Stated goal
Find each line with "React" and copy it.

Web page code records
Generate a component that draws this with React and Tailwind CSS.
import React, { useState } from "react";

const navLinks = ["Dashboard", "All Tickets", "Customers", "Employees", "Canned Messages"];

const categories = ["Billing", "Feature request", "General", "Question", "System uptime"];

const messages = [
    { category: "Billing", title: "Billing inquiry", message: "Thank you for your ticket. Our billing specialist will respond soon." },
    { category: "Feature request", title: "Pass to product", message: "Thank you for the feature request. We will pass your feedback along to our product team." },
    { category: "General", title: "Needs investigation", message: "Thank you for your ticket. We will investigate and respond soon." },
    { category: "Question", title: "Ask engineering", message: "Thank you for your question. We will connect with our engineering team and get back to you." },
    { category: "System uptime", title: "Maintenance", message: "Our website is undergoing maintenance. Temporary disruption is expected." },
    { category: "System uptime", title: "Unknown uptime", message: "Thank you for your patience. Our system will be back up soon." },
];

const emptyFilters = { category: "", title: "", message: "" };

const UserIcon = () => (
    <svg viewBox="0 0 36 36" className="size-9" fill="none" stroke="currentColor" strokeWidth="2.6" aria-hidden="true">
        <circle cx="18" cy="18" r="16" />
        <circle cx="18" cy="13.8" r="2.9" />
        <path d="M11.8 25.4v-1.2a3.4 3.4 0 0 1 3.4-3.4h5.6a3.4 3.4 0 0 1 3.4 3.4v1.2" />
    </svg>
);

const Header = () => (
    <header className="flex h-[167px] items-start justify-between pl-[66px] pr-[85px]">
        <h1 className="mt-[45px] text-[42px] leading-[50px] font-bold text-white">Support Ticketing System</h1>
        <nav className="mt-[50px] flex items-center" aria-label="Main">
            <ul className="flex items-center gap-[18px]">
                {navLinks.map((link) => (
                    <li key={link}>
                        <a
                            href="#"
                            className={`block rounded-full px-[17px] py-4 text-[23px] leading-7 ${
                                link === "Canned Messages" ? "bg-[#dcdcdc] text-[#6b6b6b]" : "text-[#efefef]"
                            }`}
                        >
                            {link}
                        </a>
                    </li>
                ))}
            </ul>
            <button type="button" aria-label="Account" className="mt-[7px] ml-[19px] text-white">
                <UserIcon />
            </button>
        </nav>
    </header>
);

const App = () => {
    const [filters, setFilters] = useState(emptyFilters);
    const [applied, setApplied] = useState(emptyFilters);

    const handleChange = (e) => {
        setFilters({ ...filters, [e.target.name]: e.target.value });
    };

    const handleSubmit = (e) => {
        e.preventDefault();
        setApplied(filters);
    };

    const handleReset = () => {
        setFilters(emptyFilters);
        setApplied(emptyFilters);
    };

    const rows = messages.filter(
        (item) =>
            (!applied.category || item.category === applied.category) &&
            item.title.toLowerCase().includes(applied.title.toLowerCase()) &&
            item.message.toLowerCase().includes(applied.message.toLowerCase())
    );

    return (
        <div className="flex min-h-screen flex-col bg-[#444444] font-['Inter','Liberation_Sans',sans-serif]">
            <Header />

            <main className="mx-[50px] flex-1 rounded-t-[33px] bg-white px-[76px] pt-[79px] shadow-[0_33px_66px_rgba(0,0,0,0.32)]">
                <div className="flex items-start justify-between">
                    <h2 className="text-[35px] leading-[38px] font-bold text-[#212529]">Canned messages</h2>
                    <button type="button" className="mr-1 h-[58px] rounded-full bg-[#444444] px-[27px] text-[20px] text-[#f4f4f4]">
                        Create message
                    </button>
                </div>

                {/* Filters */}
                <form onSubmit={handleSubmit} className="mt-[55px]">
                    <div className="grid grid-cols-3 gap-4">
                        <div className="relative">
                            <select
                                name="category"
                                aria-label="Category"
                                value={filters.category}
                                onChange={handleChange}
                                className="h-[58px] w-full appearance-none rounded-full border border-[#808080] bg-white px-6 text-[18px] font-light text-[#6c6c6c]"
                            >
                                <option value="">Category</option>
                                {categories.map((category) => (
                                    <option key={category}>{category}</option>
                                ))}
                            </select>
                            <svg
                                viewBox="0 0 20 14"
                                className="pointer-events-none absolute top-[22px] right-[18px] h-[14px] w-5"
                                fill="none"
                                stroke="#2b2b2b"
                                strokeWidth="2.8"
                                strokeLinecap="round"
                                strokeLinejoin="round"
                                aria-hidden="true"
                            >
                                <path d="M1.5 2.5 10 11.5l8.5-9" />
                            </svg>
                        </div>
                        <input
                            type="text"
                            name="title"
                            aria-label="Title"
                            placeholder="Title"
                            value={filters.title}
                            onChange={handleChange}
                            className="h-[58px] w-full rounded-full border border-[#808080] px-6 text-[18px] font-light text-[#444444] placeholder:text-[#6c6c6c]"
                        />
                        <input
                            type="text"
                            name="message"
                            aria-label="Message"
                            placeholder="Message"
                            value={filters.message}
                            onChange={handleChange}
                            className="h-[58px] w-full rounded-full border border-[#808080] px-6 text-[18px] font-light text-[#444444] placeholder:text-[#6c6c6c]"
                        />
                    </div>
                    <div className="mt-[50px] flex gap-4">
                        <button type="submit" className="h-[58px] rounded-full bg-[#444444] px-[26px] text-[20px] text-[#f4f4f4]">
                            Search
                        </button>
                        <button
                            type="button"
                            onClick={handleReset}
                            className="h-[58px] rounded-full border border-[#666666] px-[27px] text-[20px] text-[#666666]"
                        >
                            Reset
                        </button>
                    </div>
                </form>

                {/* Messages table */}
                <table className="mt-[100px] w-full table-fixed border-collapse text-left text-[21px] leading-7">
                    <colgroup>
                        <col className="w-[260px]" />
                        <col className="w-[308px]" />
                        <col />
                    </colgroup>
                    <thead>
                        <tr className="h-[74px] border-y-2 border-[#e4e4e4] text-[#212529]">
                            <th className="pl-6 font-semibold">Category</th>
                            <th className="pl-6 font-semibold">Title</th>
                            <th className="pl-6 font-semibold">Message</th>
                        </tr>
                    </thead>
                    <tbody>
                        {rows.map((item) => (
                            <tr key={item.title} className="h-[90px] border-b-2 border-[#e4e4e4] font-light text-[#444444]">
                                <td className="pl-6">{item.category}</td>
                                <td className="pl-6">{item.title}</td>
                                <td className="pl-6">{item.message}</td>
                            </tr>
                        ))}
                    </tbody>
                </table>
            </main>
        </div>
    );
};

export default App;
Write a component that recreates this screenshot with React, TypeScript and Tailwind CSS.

Output of the exercise
Generate a component that draws this with React and Tailwind CSS.
import React, { useState } from "react";
Write a component that recreates this screenshot with React, TypeScript and Tailwind CSS.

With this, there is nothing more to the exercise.